Là, vous pouvez être pétrifié d'avance pour votre job parce qu’à ce rythme, vous n'allez pas le garder bien longtemps. Les retraités aussi vous pouvez commencer à compter vos pièces d'or à gauche, parce que les pensions risquent d'avoir un problème à droite !


Des indices boursiers en lévitation


C'est particulièrement le cas pour l'indice Dow Jones qui flirte avec ses niveaux de fin 2007, c'est-à-dire quasiment les niveaux d'avant-crise.

Pourtant, ils devraient avoir peur là-bas, les « investisseurs qui investissent sur les marchés ».


D'abord, c'est bientôt l'ouverture de la saison des résultats et qui, crise mondiale et historique obligent, s'annonce moins bonne que les précédentes. Je crois que les investisseurs vont être surpris. On adore jouer les « surpris » et dire que ce n'était pas prévisible. Surtout ceux qui vous ont vendu des produits qui vous font perdre beaucoup d'argent.

Alors oui, on peut imaginer un recul des bénéfices surtout après cinq ans de crise et de réduction des coûts des entreprises. Il reste bien quelques salariés à renvoyer mais globalement, le gros des gains en charge de personnel a déjà été fait.


Bon, il y a aussi la muraille fiscale ou la falaise, comme vous voulez. Les Américains appellent joliment cela le « fiscal cliff ». Le principe est simple. C'est comme en Europe. On a imprimé plein de billets et on fait plein de nouvelles dettes pour essayer de combattre la récession. Grâce à cette politique géniale, les États-Unis réussissent à faire 10 % de déficit annuel et obtiennent une croissance de 2 % ! On peut donc s'extasier sur la bonne santé de la reprise de l'économie US.


Sauf que là, nos amis américains vont devoir choisir. De la rigueur avec des augmentations d'impôts et tout le tremblement (mais ce sera pour après l'élection présidentielle) ou la poursuite de la fuite en avant et... l'insolvabilité. Or, il va se passer aux USA la même chose qu'en Europe. Austérité = récession = baisse des rentrées fiscales = encore plus d'austérité = encore plus de récession = badaboum généralisé à la fin.

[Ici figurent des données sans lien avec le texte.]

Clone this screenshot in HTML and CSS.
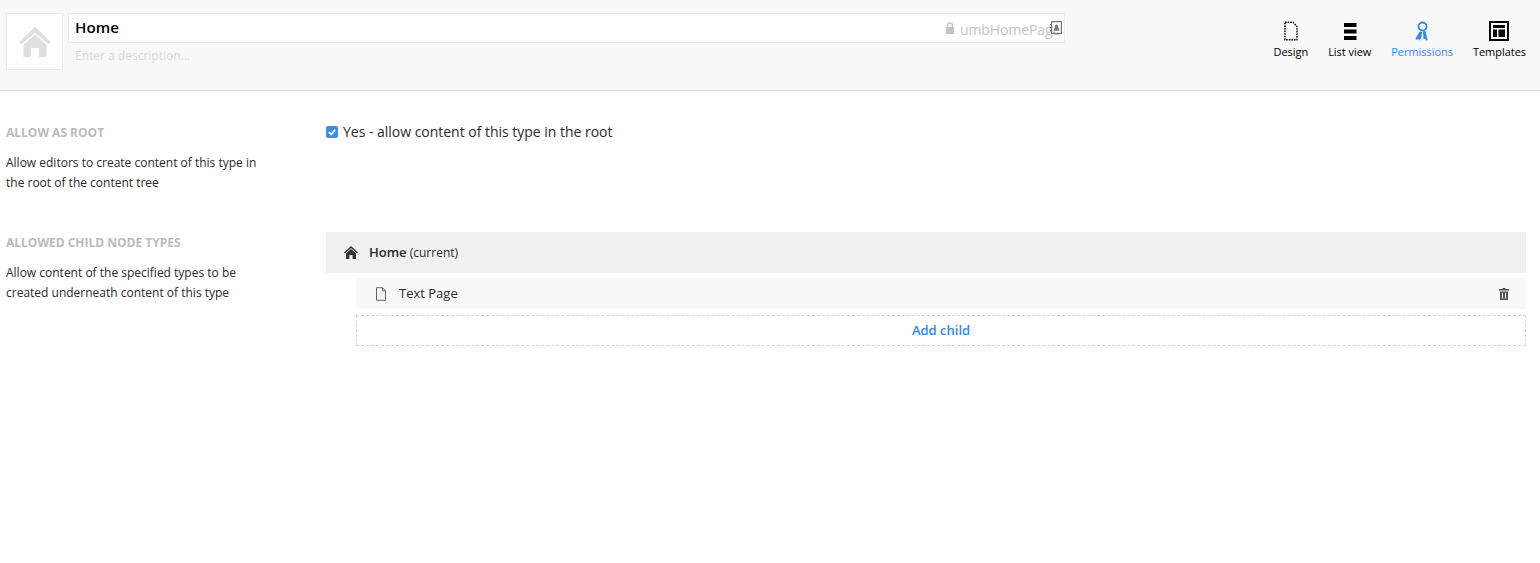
FILE: index.html
```html
<!DOCTYPE html>
<html lang="en">
<head>
<meta charset="utf-8">
<title>Home</title>
<link rel="stylesheet" href="styles.css">
</head>
<body>
<header class="header">
  <div class="icon-box">
    <svg viewBox="0 0 32 30" width="32" height="30"><path fill="#dfdfdf" d="M16 0 L32 15 L29.5 17.6 L16 5.8 L2.5 17.6 L0 15 Z M4.5 17.8 L16 7.4 L27.5 17.8 V30 H20 V21 H12 V30 H4.5 Z"/></svg>
  </div>
  <div class="titles">
    <div class="name-field">
      <span class="name">Home</span>
      <div class="alias">
        <svg class="lock" viewBox="0 0 10 12" width="10" height="12"><path fill="#c4c4c4" d="M2 5V3.2a3 3 0 0 1 6 0V5h1.2v7H.8V5zm1.4 0h3.2V3.2a1.6 1.6 0 0 0-3.2 0z"/></svg>
        <span class="alias-text">umbHomePage</span>
        <svg class="contact" viewBox="0 0 12 13" width="12" height="13"><path fill="none" stroke="#777" stroke-width="1.2" d="M1.6.6h9.8v11.8H1.6z"/><path fill="#777" d="M4 9.5h5V8L7.8 7a1.8 2 0 1 0-2.6 0L4 8zM0 3h1.2v1.2H0zM0 6h1.2v1.2H0zM0 9h1.2v1.2H0z"/></svg>
      </div>
    </div>
    <div class="description">Enter a description...</div>
  </div>
  <nav class="tabs">
    <div class="tab">
      <svg viewBox="0 0 16 20" width="16" height="20"><path fill="none" stroke="#000" stroke-width="1.4" stroke-dasharray="1.6 1" d="M2 1.2h8l4 4.4v13.2H2z"/></svg>
      <span>Design</span>
    </div>
    <div class="tab">
      <svg viewBox="0 0 16 20" width="16" height="20"><path fill="#000" d="M2 2h12.5v4H2zM2 8.5h12.5v4H2zM2 15h12.5v4H2z"/></svg>
      <span>List view</span>
    </div>
    <div class="tab tab-active">
      <svg viewBox="0 0 16 20" width="16" height="20"><circle cx="8.5" cy="5.5" r="4" fill="none" stroke="#2e8aea" stroke-width="1.8"/><path fill="#2e8aea" d="M5.8 10.5 8 11 7.5 16 6 19.5 4.5 17.5 3 19 1.5 17.5zM9 10.5l2.5-.5 2 9-1.5.5-1-2-1.5 1z"/></svg>
      <span>Permissions</span>
    </div>
    <div class="tab">
      <svg viewBox="0 0 20 20" width="20" height="20"><path fill="#000" fill-rule="evenodd" d="M0 0h20v20H0zM2 2v16h16V2z"/><path fill="#000" d="M4 4h12v3H4zM4 8.5h4V16H4zM9.5 8.5H16V16H9.5z"/></svg>
      <span>Templates</span>
    </div>
  </nav>
</header>
<main class="content">
  <section class="row row-root">
    <div class="info">
      <h2 class="label">Allow as root</h2>
      <p class="help">Allow editors to create content of this type in the root of the content tree</p>
    </div>
    <div class="editor editor-root">
      <label class="check">
        <span class="box"><svg viewBox="0 0 12 12" width="12" height="12"><path fill="none" stroke="#fff" stroke-width="1.8" d="M3 6.2 5.2 8.5 9.2 3.6"/></svg></span>
        <span>Yes - allow content of this type in the root</span>
      </label>
    </div>
  </section>
  <section class="row">
    <div class="info">
      <h2 class="label">Allowed child node types</h2>
      <p class="help">Allow content of the specified types to be created underneath content of this type</p>
    </div>
    <div class="editor editor-tree">
      <div class="parent">
        <svg viewBox="0 0 14 13" width="14" height="13"><path fill="#333" d="M7 0 14 6.4 13 7.5 7 2 1 7.5 0 6.4zM2 7.6 7 3l5 4.6V13H8.6V9H5.4v4H2z"/></svg>
        <span class="parent-text"><b>Home</b> (current)</span>
      </div>
      <div class="child">
        <svg viewBox="0 0 12 14" width="12" height="14"><path fill="none" stroke="#666" stroke-width="1" d="M1.5.7h6l3 3.2v9.4h-9z"/><path fill="none" stroke="#666" stroke-width="1" d="M7.5.7v3.2h3"/></svg>
        <span class="child-name">Text Page</span>
        <svg class="trash" viewBox="0 0 10 12" width="10" height="12"><path fill="#555" fill-rule="evenodd" d="M3.5 0h3v1H10v1.6H0V1h3.5zM1 3.4h8V12H1zM3 5v5.5h1V5zM6 5v5.5h1V5z"/></svg>
      </div>
      <div class="add">Add child</div>
    </div>
  </section>
</main>
</body>
</html>
```
FILE: styles.css
```css
* { box-sizing: border-box; }
html, body { margin: 0; padding: 0; }
body {
  background: #fff;
  font-family: "Open Sans", sans-serif;
  color: #2a2a2a;
  height: 563px;
  overflow: hidden;
}
.header {
  display: flex;
  align-items: flex-start;
  height: 91px;
  padding: 13px 14px 0 6px;
  background: #f8f8f8;
  border-bottom: 1px solid #d9d9d9;
}
.icon-box {
  width: 57px;
  height: 57px;
  display: flex;
  align-items: center;
  justify-content: center;
  background: #fff;
  border: 1px solid #ececec;
  flex: none;
}
.titles { width: 997px; margin-left: 5px; flex: none; }
.name-field {
  position: relative;
  height: 30px;
  background: #fff;
  border: 1px solid #ececec;
  padding-left: 6px;
  line-height: 27px;
}
.name { font-size: 15.2px; font-weight: 550; color: #000; }
.alias {
  position: absolute;
  top: 0;
  right: 2px;
  height: 28px;
  display: flex;
  align-items: center;
}
.lock { margin-right: 5px; }
.alias-text { font-size: 14px; letter-spacing: -0.1px; color: #c4c4c4; width: 95px; white-space: nowrap; margin-top: 2px; }
.contact { margin-left: -5px; margin-top: -1px; }
.description {
  font-size: 12px;
  color: #d8d8d8;
  padding: 4px 0 0 7px;
  line-height: 18px;
}
.tabs { display: flex; gap: 20px; margin-left: auto; padding-top: 8px; }
.tab {
  display: flex;
  flex-direction: column;
  align-items: center;
  font-size: 11px;
  letter-spacing: -0.04px;
  line-height: 15px;
  color: #000;
  gap: 3px;
}
.tab svg { display: block; }
.tab-active { color: #2e8aea; }
.content { padding: 0 14px 0 6px; }
.row { display: flex; }
.row-root { height: 144px; padding-top: 34px; }
.info { width: 320px; flex: none; }
.label {
  margin: 0;
  font-size: 12px;
  line-height: 16px;
  font-weight: 700;
  text-transform: uppercase;
  color: #bbb;
}
.help {
  margin: 12px 0 0;
  width: 260px;
  font-size: 12px;
  line-height: 20px;
  color: #2a2a2a;
}
.editor { flex: 1; }
.editor-root { margin-top: -1px; }
.check {
  display: flex;
  align-items: center;
  gap: 5px;
  font-size: 14px;
  letter-spacing: -0.02px;
  line-height: 16px;
  color: #2a2a2a;
}
.box {
  width: 12px;
  height: 12px;
  border-radius: 2px;
  background: #3b8dea;
  display: block;
  flex: none;
}
.box svg { display: block; }
.editor-tree { margin-top: -3px; }
.parent {
  height: 41px;
  background: #f0f0f0;
  display: flex;
  align-items: center;
  gap: 11px;
  padding-left: 18px;
  font-size: 12px;
  color: #2a2a2a;
}
.parent-text { margin-top: -2px; }
.parent b { font-size: 13px; font-weight: 600; }
.child {
  margin: 5px 0 0 30px;
  height: 31px;
  background: #f8f8f8;
  display: flex;
  align-items: center;
  padding: 0 17px 0 19px;
  font-size: 13px;
}
.child-name { margin: -2px 0 0 12px; }
.trash { margin-left: auto; }
.add {
  margin: 6px 0 0 30px;
  height: 31px;
  padding-bottom: 2px;
  border: 1px dashed #d4d4d4;
  display: flex;
  align-items: center;
  justify-content: center;
  font-size: 13px;
  font-weight: 600;
  color: #2e8aea;
}
```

Là aussi, vous pouvez commencer à avoir peur pour 2013 ! Mais certainement pas aussi peur que ceux qui achètent du Dow Jones à plus de 13 000 points.


Bref, les arbres ne montent pas jusqu'au ciel, sauf aux États-Unis à la veille de l'élection présidentielle, mais en ce bas monde, hélas, la loi universelle de la gravité s'est toujours appliquée et tout corps qui s'élève trop haut finit par retomber.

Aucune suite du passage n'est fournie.